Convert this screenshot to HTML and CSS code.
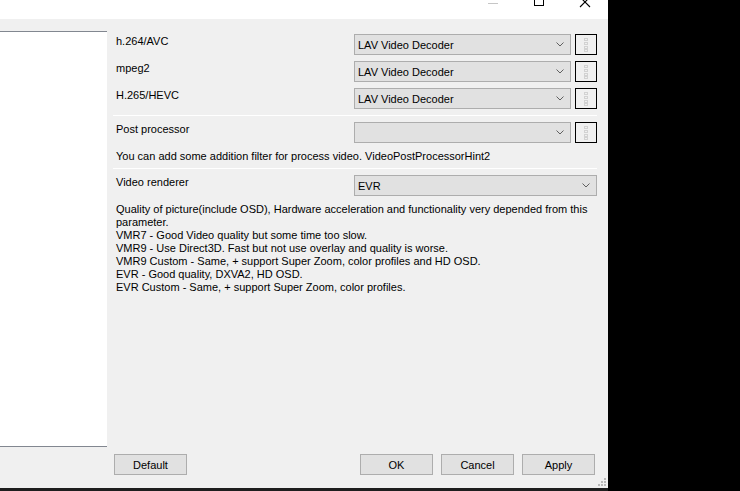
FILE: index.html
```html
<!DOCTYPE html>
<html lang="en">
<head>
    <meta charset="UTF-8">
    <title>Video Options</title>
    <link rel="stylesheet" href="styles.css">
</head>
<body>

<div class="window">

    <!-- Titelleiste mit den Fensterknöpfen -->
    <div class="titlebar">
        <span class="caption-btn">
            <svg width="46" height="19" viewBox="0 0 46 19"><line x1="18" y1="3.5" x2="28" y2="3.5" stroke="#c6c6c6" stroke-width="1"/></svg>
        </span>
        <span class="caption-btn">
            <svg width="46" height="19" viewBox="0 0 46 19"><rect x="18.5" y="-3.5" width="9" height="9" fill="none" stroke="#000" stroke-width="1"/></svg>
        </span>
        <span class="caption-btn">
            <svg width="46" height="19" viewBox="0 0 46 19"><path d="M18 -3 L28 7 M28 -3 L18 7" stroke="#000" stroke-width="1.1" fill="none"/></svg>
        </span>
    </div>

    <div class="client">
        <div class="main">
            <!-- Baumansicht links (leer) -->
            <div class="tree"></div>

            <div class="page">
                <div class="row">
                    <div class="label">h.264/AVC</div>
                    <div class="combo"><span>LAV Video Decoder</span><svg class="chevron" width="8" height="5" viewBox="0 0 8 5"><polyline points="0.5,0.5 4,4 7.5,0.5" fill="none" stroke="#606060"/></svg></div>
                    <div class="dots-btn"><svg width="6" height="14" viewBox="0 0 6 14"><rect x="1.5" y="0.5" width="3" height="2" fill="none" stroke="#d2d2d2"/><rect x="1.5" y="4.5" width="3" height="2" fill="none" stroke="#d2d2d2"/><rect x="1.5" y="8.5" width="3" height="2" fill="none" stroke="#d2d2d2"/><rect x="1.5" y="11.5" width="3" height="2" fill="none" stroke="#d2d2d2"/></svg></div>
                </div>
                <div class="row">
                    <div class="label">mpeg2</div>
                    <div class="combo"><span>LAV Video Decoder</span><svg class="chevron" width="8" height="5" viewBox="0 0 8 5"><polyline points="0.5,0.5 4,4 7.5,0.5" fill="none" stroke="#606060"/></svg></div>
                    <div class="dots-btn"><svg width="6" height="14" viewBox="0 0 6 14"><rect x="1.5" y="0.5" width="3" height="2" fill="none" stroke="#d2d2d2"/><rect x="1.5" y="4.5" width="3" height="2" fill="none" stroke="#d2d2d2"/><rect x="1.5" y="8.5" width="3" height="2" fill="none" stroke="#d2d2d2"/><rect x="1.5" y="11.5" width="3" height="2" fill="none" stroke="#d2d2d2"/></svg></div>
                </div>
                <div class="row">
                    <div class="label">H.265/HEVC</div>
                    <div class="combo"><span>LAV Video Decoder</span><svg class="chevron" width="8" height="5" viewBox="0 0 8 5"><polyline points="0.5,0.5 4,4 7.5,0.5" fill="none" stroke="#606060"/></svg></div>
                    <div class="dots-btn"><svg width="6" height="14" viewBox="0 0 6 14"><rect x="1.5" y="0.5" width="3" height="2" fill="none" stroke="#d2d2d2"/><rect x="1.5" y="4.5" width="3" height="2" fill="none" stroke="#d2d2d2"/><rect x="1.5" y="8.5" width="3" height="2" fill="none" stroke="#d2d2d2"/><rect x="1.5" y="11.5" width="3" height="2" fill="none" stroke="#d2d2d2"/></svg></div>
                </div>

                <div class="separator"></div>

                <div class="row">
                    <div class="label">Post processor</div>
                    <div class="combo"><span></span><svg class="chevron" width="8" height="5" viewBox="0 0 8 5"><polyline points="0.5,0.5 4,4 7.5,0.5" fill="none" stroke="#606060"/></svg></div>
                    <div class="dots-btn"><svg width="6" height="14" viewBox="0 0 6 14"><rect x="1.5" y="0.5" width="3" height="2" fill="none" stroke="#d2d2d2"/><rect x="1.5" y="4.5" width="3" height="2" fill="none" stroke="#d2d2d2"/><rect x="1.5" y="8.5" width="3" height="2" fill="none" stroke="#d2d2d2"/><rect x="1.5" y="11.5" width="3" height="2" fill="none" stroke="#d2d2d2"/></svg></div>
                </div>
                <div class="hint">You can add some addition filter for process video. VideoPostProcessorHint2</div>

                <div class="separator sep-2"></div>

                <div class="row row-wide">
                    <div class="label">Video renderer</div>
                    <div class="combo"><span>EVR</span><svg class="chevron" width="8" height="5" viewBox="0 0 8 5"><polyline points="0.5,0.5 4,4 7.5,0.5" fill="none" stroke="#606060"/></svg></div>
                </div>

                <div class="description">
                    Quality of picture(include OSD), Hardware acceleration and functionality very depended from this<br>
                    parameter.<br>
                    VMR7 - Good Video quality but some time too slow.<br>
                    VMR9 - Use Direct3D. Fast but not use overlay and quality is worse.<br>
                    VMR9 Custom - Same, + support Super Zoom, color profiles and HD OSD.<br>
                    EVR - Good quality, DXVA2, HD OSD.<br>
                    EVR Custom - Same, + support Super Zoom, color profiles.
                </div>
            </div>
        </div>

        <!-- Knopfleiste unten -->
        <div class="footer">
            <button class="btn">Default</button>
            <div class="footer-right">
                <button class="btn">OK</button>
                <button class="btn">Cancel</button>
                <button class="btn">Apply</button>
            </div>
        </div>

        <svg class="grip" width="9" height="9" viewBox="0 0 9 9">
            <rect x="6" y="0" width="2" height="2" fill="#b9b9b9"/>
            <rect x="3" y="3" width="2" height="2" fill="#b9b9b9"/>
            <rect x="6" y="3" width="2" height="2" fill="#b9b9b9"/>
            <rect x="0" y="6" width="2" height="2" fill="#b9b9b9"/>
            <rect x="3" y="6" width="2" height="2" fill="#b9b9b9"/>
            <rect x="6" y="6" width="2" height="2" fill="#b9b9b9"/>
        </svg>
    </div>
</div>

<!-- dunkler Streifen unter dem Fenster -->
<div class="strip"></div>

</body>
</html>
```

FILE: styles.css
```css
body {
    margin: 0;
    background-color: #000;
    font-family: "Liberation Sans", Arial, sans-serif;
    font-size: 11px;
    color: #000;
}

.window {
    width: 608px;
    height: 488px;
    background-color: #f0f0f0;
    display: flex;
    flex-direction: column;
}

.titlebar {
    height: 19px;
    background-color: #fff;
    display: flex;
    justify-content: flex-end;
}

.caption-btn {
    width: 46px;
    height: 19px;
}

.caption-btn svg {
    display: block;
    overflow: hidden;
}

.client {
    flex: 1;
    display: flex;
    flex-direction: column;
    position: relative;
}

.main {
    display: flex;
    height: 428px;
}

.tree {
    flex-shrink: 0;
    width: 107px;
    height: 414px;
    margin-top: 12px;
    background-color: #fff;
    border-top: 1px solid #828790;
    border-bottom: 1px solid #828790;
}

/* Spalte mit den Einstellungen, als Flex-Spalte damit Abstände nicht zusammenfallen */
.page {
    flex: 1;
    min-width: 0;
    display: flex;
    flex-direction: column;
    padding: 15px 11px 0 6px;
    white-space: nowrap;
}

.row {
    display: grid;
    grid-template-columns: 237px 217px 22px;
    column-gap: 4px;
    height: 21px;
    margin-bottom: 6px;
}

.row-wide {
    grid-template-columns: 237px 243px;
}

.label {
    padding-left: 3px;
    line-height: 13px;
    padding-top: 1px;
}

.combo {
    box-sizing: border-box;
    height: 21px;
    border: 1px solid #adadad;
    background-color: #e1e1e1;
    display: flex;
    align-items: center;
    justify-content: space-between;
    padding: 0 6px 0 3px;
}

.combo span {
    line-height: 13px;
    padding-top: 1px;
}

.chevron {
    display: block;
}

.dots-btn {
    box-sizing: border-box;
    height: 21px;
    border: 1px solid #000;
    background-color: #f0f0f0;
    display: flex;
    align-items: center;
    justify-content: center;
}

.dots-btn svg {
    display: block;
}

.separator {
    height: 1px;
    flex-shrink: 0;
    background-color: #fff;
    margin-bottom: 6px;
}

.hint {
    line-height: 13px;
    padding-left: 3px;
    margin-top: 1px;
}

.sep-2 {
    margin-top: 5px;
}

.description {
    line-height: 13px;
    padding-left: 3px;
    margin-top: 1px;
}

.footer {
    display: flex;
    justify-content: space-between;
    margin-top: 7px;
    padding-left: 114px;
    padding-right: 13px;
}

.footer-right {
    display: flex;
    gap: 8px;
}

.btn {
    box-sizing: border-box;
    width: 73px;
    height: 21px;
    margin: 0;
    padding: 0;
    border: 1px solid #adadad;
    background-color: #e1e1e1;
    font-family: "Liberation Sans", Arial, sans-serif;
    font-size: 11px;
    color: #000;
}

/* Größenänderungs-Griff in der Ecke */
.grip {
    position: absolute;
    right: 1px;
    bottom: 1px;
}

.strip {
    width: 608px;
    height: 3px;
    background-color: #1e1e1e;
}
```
--
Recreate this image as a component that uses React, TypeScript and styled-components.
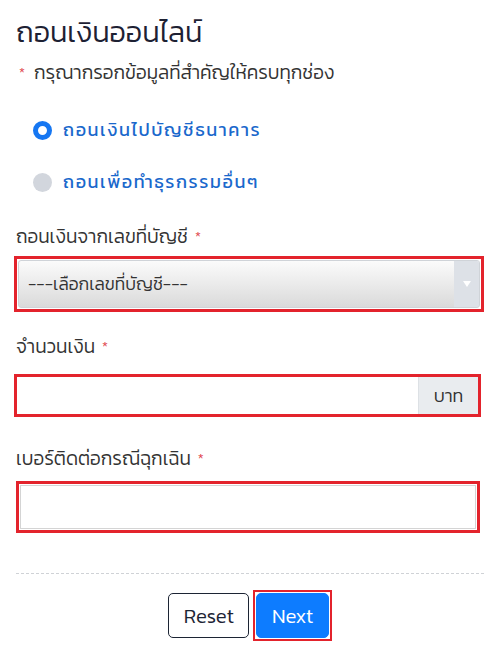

§ **Aim**: State how many lines of the records above contain the word "this", giving only that number.

§ **Expected answer**: 3